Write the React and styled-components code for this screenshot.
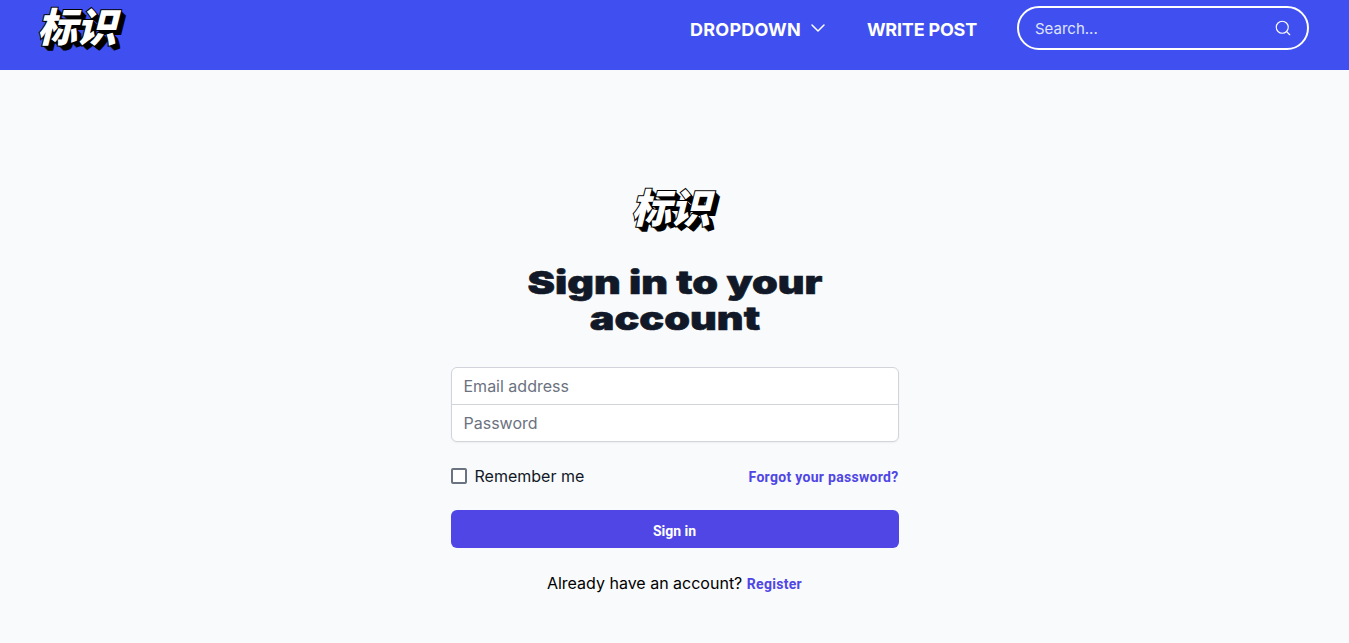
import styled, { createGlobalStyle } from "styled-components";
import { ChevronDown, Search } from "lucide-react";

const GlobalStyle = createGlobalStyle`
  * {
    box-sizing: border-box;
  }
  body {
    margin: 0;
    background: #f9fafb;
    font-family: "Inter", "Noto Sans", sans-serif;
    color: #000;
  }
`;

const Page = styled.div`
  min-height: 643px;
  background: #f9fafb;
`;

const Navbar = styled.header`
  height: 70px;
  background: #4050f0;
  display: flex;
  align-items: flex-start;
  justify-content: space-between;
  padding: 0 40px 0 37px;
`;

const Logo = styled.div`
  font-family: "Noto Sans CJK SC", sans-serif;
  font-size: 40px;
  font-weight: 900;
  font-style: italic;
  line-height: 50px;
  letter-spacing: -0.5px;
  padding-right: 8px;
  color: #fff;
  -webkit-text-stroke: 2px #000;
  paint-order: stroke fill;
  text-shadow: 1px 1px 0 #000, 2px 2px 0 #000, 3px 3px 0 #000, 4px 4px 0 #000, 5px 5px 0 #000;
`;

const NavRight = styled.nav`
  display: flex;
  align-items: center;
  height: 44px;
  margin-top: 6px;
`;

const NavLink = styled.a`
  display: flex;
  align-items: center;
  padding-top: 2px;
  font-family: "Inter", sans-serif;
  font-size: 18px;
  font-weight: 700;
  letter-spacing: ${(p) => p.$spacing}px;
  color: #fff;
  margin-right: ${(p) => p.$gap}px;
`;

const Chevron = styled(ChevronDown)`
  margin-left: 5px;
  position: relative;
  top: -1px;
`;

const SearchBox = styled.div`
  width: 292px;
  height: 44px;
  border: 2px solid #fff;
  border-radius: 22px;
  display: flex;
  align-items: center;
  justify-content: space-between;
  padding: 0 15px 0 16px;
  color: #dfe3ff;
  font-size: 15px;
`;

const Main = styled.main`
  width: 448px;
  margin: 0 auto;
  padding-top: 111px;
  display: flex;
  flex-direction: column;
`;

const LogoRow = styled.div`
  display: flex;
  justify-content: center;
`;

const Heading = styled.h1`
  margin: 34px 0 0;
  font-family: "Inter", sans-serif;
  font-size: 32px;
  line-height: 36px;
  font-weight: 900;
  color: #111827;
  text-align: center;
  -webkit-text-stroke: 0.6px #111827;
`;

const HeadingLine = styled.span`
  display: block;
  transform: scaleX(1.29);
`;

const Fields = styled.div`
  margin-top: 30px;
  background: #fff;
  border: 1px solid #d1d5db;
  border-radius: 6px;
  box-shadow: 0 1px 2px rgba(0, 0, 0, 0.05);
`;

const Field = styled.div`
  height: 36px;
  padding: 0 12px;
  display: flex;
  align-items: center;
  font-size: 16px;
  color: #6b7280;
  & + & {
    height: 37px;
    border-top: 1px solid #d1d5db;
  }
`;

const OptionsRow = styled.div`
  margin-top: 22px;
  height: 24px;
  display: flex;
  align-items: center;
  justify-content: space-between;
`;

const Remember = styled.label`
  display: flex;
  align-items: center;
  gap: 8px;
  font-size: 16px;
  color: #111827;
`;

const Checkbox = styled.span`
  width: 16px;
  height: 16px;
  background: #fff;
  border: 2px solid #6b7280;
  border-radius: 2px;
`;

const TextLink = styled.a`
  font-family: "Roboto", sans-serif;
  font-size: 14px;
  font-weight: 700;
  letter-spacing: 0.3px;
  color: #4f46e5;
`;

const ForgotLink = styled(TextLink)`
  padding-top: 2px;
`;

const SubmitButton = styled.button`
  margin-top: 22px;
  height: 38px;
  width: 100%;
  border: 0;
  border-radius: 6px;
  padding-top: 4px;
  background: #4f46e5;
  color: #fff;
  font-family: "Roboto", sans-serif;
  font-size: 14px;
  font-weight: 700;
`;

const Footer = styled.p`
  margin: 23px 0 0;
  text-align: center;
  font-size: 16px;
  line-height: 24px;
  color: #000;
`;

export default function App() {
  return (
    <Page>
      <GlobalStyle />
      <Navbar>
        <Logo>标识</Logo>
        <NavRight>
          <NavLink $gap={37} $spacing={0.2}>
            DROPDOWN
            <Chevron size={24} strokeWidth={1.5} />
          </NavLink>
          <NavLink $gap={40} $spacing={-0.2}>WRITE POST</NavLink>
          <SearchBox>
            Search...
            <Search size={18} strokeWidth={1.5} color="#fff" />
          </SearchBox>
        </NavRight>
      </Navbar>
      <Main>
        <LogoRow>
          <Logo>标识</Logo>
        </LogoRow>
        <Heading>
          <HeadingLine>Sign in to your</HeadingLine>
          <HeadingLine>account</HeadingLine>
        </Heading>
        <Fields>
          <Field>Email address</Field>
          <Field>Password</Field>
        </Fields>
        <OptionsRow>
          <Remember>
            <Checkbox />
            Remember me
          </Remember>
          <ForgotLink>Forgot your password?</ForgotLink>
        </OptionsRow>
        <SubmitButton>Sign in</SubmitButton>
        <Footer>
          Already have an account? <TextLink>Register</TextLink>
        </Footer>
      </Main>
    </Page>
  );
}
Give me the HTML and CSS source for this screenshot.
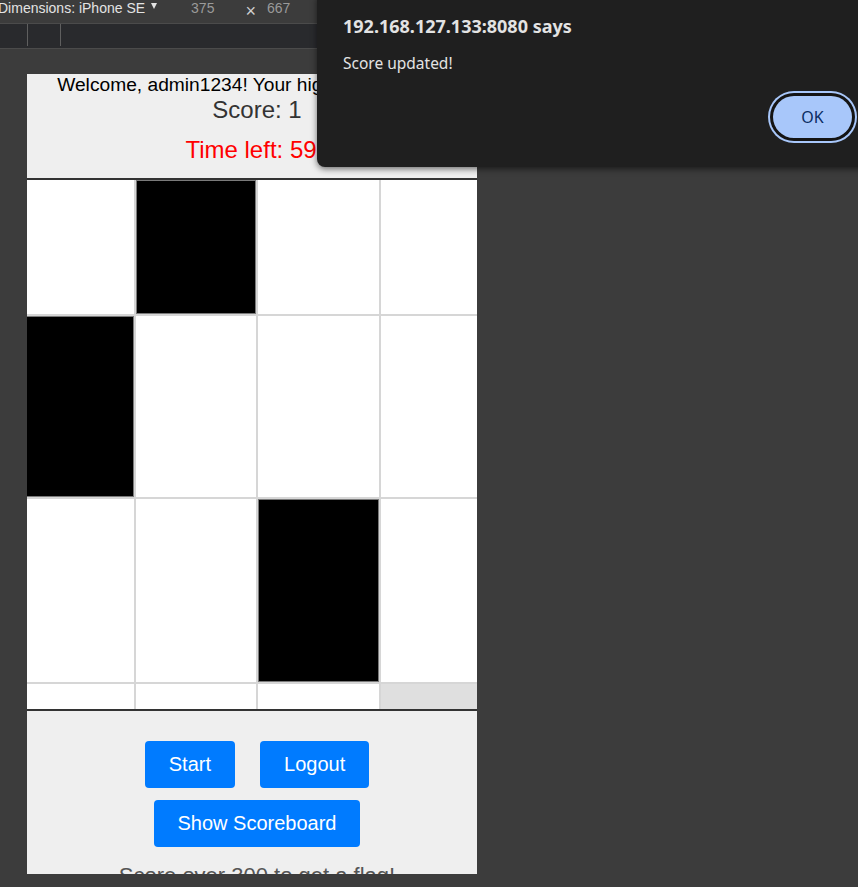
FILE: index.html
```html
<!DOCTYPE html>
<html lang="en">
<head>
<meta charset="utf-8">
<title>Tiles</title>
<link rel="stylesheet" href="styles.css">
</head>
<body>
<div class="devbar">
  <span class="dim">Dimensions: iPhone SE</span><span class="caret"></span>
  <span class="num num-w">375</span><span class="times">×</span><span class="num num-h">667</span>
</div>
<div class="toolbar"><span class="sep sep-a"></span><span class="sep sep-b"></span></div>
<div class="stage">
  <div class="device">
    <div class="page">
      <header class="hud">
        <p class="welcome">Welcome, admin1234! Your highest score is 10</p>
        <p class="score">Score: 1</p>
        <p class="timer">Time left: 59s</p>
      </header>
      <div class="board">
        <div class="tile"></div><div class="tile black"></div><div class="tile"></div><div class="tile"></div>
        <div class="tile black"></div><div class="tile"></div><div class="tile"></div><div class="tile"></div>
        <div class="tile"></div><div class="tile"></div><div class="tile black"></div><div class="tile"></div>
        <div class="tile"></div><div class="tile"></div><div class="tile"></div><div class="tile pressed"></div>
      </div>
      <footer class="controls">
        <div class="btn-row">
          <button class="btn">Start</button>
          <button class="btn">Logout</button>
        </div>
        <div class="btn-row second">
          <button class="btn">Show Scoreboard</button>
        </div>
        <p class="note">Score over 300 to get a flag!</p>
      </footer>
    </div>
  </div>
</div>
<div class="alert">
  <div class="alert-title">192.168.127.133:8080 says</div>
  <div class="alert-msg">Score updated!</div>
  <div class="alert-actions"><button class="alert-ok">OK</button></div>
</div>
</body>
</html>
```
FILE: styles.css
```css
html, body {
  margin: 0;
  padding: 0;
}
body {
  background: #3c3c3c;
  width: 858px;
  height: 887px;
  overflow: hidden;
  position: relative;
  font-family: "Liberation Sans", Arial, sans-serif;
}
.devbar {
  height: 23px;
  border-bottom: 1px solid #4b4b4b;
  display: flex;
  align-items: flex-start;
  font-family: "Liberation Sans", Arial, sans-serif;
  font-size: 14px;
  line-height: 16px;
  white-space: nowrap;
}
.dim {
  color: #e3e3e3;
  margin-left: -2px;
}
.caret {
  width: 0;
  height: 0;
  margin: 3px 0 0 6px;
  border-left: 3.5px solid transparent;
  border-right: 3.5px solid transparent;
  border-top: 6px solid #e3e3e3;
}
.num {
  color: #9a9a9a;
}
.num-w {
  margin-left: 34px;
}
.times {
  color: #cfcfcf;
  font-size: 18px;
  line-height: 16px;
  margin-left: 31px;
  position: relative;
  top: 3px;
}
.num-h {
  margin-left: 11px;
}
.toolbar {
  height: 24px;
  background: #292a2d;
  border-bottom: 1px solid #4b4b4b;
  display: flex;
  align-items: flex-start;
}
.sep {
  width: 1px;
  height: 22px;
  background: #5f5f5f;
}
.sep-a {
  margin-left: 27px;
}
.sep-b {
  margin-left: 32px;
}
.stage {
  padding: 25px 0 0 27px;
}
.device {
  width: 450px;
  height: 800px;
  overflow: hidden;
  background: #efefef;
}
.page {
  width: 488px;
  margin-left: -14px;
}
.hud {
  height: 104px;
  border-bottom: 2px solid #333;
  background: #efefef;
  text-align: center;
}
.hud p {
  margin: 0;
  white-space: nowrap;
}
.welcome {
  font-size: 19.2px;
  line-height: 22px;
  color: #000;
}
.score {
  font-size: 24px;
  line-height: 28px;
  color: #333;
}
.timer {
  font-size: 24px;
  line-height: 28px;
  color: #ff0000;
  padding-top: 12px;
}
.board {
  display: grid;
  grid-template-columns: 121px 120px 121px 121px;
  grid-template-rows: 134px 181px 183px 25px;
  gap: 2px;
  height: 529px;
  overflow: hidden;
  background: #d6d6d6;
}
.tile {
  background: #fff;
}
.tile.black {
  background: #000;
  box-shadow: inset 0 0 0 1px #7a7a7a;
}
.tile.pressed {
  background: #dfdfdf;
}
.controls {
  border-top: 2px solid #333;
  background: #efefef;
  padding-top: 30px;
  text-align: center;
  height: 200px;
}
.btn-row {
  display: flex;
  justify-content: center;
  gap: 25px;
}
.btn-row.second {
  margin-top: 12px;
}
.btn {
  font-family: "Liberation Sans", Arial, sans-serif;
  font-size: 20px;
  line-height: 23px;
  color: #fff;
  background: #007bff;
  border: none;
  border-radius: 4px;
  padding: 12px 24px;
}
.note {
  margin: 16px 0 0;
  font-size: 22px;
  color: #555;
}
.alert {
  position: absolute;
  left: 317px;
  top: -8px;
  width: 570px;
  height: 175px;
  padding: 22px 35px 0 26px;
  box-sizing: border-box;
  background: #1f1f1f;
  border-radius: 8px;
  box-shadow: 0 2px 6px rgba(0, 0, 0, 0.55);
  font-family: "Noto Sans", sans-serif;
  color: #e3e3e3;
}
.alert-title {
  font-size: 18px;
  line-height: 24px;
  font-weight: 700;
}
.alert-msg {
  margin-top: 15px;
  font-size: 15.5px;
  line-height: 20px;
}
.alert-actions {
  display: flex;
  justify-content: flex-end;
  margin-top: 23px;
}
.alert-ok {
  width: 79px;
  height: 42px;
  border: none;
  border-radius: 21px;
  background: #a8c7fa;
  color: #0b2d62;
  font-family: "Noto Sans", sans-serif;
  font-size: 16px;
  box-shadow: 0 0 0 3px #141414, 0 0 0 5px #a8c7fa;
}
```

= = = = =

▶ [Requirements]: Report how many lines in the records above contain the word "screenshot", giving only the number.

▶ [Exercise answer]: 2